#### Task requirements:
Return all lines where the word "this" can be found.
++++++++
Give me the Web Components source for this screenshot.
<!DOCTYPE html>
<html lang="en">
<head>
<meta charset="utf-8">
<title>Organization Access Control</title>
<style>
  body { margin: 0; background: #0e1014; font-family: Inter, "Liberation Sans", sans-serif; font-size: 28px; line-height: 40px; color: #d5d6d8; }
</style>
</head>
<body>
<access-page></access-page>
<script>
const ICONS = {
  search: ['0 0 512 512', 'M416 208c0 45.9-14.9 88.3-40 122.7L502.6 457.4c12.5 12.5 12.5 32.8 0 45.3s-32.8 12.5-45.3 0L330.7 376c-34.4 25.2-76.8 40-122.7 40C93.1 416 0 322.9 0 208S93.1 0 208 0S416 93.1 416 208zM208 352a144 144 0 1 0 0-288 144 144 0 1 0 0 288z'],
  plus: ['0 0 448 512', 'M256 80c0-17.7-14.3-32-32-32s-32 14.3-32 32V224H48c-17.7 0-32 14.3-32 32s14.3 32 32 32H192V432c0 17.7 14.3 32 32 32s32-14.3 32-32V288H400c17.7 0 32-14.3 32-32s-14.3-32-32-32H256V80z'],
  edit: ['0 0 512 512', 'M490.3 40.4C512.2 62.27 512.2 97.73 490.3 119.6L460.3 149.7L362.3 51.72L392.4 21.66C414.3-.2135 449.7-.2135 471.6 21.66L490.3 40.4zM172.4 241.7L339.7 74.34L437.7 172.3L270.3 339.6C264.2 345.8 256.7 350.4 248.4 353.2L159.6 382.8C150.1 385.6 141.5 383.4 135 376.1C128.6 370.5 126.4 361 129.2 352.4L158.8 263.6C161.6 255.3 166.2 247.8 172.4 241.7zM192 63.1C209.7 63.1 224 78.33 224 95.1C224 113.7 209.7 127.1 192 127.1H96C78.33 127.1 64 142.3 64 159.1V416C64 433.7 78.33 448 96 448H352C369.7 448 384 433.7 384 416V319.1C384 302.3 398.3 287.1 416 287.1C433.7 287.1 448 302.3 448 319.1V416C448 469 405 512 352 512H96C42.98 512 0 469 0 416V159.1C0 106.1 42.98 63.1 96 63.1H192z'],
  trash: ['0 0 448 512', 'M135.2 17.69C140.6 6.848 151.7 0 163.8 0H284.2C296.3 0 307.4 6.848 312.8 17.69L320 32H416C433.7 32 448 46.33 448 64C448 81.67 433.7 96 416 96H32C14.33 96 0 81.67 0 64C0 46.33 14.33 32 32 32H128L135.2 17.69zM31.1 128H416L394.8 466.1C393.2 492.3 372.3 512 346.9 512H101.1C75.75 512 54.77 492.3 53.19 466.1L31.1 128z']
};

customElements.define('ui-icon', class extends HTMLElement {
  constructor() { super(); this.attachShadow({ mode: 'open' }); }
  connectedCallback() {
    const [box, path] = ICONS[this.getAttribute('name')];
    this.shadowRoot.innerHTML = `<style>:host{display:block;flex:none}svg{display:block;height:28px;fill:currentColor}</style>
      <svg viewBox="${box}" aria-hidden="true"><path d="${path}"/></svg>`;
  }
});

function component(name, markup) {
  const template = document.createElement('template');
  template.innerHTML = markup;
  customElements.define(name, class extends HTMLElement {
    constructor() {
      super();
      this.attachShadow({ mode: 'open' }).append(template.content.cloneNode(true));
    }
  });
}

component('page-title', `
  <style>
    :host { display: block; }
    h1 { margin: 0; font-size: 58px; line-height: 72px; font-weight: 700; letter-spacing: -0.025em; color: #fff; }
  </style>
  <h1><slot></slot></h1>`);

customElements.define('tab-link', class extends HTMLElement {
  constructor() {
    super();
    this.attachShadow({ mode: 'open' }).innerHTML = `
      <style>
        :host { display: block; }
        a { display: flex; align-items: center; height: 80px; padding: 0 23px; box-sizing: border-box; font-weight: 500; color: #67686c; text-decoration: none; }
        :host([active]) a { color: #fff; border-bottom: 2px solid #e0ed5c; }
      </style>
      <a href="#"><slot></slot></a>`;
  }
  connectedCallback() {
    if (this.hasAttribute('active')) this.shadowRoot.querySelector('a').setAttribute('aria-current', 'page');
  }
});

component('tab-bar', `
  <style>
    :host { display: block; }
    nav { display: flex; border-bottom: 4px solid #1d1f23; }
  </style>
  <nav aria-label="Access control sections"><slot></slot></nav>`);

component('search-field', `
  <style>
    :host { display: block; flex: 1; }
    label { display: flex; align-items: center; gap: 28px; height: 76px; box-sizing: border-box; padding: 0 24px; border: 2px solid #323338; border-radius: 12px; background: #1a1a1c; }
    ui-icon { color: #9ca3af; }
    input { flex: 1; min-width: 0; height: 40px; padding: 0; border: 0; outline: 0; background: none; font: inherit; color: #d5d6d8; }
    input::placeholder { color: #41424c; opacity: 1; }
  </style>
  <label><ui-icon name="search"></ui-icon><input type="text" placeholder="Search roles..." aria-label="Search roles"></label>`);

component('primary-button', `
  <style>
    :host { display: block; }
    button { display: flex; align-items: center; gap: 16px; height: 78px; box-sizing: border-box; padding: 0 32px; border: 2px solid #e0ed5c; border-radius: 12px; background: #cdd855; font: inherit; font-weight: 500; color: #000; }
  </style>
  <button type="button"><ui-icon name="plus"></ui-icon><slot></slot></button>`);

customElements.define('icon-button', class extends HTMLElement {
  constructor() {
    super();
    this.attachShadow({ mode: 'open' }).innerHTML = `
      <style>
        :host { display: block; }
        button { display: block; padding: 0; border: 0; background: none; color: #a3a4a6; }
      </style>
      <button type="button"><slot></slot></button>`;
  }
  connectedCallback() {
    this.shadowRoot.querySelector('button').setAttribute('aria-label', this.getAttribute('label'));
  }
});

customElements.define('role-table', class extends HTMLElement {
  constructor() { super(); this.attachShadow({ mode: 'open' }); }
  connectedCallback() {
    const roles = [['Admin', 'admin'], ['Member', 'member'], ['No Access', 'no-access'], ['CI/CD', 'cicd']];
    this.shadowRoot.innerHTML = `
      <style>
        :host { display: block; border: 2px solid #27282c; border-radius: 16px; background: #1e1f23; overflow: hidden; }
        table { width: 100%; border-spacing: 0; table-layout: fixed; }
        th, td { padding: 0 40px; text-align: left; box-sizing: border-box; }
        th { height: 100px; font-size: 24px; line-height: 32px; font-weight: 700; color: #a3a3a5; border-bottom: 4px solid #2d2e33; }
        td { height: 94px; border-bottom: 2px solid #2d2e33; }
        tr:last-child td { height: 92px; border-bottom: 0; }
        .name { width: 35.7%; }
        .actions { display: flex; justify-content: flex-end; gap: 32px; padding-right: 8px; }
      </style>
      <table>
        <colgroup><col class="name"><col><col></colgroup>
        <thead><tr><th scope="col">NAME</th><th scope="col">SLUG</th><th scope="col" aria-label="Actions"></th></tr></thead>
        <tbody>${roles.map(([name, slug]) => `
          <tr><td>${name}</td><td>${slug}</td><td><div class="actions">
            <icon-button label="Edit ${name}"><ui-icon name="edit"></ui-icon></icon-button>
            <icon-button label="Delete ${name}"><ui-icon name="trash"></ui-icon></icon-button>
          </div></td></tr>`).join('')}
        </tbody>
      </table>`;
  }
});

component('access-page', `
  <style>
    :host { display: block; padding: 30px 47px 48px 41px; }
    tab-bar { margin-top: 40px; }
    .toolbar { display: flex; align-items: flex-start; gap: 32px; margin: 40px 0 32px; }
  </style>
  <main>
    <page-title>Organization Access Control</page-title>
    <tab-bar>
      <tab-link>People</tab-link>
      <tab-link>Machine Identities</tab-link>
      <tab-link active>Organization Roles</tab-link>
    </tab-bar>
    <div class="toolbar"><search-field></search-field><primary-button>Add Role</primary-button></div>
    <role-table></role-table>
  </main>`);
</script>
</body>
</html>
++++++++
#### Written response:
Give me the Web Components source for this screenshot.
  constructor() { super(); this.attachShadow({ mode: 'open' }); }
    const [box, path] = ICONS[this.getAttribute('name')];
    this.shadowRoot.innerHTML = `<style>:host{display:block;flex:none}svg{display:block;height:28px;fill:currentColor}</style>
      this.attachShadow({ mode: 'open' }).append(template.content.cloneNode(true));
    this.attachShadow({ mode: 'open' }).innerHTML = `
    if (this.hasAttribute('active')) this.shadowRoot.querySelector('a').setAttribute('aria-current', 'page');
    this.attachShadow({ mode: 'open' }).innerHTML = `
    this.shadowRoot.querySelector('button').setAttribute('aria-label', this.getAttribute('label'));
  constructor() { super(); this.attachShadow({ mode: 'open' }); }
    this.shadowRoot.innerHTML = `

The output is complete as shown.